### Prompt
In the entries below, find the lines that contain the word "Tailwind" and copy them.

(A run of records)

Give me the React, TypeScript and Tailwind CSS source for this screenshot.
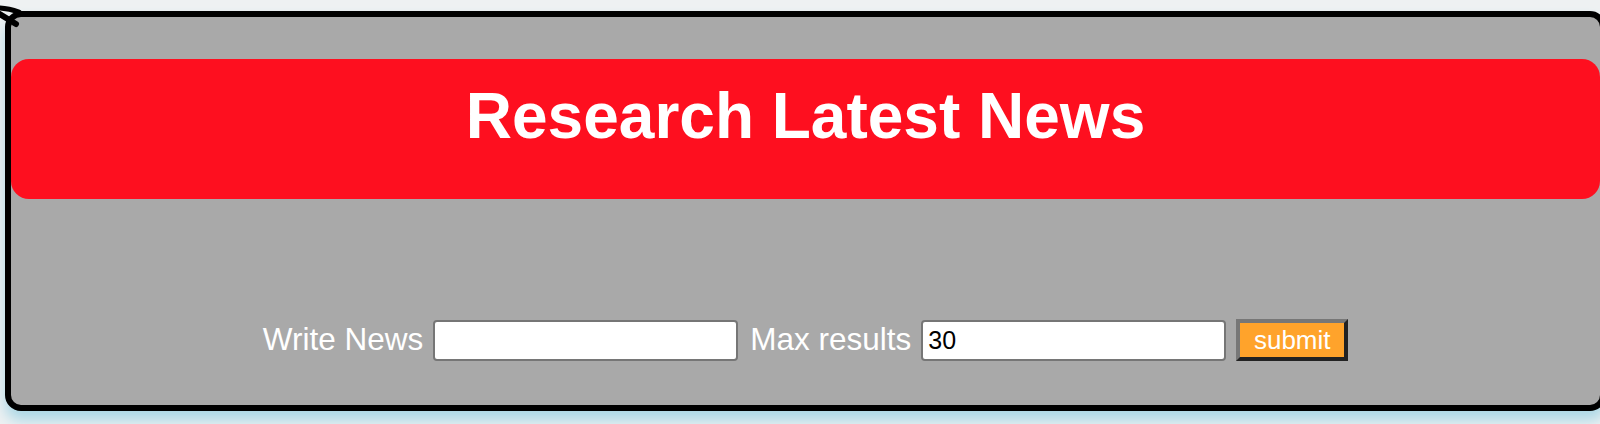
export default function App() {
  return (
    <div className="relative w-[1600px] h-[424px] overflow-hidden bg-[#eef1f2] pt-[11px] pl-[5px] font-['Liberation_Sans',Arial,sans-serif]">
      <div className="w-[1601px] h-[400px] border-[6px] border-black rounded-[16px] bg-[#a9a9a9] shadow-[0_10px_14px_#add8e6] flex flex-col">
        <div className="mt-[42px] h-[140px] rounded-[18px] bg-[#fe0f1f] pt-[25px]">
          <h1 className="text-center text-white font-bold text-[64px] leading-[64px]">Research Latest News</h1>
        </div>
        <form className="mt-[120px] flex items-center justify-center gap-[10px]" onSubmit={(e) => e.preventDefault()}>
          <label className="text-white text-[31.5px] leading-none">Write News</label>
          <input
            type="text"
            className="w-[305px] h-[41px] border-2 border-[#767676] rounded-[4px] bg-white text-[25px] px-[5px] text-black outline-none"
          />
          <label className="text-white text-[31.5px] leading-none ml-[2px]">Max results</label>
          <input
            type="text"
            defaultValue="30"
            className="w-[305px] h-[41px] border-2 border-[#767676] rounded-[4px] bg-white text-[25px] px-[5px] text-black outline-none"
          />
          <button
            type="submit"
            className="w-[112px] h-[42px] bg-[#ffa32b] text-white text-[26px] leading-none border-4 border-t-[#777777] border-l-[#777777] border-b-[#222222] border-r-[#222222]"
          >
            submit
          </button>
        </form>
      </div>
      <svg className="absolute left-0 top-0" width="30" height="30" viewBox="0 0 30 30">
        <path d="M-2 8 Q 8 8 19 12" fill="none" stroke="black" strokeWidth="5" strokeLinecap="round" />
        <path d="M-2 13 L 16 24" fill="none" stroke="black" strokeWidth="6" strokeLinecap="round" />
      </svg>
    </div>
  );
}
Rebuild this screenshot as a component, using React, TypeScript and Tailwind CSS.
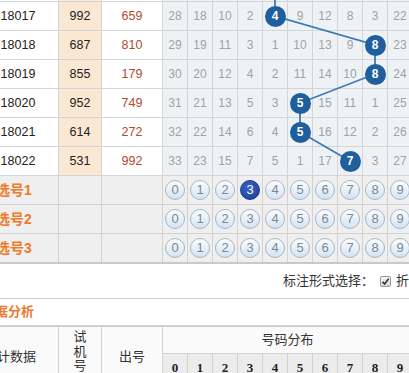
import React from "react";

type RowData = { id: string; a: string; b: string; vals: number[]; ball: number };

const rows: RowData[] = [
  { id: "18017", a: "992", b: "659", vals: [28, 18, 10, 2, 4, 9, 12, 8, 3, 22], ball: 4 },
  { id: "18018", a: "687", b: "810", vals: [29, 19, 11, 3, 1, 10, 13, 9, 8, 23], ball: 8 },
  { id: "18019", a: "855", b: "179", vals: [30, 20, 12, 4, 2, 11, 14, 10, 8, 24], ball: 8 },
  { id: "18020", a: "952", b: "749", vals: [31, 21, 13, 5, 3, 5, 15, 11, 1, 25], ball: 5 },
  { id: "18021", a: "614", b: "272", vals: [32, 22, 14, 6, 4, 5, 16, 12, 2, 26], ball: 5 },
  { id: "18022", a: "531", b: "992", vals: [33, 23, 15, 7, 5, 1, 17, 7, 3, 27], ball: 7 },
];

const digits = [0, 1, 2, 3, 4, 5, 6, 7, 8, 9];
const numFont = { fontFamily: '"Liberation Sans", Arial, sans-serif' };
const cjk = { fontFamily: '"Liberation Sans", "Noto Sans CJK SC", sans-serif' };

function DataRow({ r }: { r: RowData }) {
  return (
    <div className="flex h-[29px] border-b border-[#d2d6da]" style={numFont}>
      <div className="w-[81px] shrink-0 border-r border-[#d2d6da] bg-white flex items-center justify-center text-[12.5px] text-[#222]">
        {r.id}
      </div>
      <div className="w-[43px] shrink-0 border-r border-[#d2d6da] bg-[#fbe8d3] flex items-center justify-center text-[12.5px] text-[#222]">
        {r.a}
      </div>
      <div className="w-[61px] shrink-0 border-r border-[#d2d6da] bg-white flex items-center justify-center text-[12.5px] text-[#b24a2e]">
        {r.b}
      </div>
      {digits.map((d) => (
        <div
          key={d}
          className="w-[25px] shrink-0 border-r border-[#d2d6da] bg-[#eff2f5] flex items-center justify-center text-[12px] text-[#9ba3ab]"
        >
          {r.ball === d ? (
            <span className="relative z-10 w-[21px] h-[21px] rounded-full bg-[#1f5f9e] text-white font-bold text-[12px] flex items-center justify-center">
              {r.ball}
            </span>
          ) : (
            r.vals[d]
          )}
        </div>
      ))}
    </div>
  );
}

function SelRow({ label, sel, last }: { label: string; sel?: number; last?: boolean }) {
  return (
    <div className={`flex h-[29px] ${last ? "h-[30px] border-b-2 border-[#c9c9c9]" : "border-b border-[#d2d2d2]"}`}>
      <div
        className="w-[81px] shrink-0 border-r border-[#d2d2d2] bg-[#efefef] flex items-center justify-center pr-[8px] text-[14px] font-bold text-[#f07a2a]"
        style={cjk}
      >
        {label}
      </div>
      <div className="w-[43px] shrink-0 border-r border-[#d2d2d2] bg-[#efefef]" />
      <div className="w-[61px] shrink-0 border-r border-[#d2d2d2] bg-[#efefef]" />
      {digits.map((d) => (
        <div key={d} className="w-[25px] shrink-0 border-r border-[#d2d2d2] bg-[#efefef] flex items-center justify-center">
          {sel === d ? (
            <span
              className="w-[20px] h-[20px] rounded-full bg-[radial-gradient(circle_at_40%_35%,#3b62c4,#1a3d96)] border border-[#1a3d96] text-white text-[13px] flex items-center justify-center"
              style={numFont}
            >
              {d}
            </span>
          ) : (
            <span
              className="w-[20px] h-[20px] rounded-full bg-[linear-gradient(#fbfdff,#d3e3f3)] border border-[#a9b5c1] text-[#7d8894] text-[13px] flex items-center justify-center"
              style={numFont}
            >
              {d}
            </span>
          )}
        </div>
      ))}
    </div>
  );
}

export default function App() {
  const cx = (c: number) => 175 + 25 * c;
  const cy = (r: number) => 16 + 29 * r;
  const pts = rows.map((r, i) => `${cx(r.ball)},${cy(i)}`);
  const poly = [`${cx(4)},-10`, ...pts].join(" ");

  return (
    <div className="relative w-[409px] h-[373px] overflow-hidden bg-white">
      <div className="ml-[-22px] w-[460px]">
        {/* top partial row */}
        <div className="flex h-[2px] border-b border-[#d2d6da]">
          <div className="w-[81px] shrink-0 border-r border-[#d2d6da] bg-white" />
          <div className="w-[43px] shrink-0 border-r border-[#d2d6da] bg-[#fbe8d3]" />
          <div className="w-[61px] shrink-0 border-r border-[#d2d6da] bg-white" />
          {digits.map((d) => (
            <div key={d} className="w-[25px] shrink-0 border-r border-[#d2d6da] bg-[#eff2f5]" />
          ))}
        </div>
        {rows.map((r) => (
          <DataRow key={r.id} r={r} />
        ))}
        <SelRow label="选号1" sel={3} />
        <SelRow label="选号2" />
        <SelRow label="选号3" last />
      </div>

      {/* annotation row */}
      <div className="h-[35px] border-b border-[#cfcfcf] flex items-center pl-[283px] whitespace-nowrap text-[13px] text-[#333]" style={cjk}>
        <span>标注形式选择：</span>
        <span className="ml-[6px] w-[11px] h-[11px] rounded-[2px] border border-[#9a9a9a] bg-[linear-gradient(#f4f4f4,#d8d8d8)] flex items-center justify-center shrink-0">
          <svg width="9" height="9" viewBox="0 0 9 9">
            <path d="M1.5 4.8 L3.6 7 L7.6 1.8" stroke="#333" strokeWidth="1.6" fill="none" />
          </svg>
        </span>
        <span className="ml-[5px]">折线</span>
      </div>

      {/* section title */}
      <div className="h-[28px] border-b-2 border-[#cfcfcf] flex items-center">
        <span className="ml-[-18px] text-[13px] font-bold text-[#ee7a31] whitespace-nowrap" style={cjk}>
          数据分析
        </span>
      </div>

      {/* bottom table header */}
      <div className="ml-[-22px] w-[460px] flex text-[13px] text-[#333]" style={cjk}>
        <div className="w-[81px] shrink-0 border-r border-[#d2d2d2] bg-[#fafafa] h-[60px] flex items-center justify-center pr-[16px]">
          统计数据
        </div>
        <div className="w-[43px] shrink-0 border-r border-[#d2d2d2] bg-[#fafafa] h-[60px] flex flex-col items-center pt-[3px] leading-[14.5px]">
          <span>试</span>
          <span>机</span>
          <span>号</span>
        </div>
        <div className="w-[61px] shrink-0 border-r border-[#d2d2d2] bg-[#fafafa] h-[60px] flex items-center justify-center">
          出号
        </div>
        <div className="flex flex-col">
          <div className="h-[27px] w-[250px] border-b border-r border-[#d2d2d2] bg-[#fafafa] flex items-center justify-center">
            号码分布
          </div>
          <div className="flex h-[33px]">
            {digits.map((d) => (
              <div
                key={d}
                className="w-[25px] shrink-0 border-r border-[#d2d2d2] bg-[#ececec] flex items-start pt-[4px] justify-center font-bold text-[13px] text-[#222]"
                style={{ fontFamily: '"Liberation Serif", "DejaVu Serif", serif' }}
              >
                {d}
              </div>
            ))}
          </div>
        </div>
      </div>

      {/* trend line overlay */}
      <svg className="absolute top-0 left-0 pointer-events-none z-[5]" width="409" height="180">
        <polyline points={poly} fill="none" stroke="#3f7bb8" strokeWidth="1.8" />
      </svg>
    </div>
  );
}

### Task response
Give me the React, TypeScript and Tailwind CSS source for this screenshot.
Rebuild this screenshot as a component, using React, TypeScript and Tailwind CSS.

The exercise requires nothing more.